- TASK BRIEF
From the listing below, extract every line in which the word "styles" appears.

- DATA PROVIDED
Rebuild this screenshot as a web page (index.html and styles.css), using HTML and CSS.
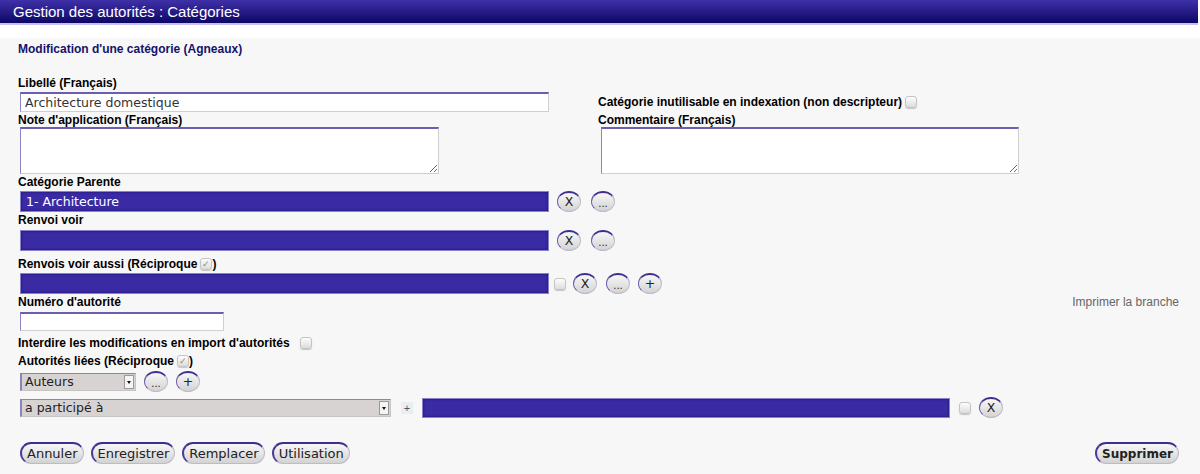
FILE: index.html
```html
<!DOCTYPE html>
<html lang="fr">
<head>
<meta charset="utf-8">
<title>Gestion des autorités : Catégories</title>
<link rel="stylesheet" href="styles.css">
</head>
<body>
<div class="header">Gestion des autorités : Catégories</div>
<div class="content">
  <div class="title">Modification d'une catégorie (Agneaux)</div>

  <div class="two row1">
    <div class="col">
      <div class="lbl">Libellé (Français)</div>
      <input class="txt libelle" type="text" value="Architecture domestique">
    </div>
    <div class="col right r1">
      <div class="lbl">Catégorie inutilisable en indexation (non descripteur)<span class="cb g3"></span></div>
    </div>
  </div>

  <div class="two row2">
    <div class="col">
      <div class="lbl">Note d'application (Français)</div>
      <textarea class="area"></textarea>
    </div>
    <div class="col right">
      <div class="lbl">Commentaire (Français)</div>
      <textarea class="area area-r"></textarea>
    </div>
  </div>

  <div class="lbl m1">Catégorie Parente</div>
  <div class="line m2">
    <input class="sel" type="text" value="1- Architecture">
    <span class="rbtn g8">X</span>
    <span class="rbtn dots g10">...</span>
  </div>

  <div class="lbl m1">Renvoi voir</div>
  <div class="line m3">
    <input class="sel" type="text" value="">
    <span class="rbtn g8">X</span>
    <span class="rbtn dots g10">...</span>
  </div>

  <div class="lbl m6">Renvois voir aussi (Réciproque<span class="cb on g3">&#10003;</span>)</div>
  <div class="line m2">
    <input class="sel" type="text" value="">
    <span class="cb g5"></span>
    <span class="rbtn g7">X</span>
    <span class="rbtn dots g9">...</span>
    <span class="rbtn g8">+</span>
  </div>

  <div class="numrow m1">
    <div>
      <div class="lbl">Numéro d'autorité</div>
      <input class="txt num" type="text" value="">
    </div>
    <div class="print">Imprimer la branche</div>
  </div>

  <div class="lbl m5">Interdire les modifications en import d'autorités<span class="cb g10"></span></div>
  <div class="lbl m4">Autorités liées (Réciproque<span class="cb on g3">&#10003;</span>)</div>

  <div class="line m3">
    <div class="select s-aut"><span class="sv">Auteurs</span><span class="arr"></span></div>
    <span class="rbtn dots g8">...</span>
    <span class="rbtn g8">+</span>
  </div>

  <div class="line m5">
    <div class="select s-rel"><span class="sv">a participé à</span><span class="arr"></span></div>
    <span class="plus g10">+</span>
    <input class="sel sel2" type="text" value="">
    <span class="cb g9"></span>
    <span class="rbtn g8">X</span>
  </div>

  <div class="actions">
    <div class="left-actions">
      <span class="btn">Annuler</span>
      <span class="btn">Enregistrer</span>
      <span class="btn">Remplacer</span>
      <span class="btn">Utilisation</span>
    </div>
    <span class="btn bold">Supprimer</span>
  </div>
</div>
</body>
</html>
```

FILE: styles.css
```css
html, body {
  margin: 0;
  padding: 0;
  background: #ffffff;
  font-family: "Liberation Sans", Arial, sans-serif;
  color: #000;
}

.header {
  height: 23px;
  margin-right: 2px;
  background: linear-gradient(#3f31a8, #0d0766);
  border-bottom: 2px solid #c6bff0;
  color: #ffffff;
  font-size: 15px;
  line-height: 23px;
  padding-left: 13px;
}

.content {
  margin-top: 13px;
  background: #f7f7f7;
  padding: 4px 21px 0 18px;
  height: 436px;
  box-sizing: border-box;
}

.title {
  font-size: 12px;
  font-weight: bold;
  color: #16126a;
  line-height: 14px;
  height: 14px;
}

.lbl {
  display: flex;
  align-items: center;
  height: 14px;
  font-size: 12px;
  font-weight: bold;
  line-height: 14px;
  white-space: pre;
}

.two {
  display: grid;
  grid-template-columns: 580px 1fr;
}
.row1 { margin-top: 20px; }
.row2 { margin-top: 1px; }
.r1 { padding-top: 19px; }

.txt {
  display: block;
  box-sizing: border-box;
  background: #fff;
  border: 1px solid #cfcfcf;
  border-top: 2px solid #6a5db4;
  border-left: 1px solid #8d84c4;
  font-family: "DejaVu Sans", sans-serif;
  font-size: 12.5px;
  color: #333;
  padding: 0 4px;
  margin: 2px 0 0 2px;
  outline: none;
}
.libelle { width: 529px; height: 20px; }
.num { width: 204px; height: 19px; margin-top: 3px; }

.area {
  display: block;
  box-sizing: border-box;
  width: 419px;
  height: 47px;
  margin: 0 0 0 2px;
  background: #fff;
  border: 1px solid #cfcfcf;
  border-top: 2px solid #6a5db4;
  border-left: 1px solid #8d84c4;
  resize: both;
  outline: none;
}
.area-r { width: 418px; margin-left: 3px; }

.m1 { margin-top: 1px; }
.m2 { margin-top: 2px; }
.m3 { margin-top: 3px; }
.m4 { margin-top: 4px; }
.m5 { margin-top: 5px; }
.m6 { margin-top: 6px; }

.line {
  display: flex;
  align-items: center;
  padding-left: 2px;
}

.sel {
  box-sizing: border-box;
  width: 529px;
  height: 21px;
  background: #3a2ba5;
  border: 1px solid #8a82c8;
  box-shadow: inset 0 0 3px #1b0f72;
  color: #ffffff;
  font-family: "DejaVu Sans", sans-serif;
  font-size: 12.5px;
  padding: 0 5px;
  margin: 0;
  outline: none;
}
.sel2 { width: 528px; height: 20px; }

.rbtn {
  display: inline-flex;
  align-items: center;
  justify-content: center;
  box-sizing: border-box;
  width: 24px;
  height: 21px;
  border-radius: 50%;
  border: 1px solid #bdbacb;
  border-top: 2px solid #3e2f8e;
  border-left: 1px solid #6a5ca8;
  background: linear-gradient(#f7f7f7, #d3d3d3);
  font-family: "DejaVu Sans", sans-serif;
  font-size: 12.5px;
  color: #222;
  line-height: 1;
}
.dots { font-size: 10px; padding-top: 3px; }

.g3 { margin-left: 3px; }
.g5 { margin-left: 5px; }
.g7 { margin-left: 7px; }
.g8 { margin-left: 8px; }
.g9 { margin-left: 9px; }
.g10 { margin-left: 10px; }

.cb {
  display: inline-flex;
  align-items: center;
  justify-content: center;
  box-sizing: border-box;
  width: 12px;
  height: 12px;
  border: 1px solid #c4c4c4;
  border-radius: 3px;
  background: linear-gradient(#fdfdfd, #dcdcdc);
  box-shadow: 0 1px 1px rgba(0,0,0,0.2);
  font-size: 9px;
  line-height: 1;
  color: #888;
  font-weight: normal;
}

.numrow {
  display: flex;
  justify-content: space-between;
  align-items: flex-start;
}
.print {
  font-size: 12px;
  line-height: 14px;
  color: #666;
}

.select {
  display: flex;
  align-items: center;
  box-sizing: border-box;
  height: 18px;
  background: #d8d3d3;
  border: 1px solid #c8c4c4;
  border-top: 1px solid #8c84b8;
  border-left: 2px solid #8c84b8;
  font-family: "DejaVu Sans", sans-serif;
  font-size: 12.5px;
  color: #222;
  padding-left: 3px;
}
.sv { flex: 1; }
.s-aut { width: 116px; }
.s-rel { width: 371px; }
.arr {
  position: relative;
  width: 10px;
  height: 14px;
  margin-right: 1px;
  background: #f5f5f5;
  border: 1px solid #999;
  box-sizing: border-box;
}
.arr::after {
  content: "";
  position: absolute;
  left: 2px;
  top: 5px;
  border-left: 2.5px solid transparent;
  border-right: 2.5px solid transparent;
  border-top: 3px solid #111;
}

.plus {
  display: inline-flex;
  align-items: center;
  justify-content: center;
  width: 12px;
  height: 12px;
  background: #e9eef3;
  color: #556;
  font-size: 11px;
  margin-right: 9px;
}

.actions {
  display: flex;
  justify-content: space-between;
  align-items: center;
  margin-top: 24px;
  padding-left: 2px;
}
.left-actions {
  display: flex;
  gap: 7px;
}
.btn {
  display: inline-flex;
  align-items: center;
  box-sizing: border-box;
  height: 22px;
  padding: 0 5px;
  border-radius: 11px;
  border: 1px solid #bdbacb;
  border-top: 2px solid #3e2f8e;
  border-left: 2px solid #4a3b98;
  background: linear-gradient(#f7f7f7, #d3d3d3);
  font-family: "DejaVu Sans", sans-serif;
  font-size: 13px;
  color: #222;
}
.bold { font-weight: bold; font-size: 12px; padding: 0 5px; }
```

- COMPLETE OUTPUT
Rebuild this screenshot as a web page (index.html and styles.css), using HTML and CSS.
<link rel="stylesheet" href="styles.css">
FILE: styles.css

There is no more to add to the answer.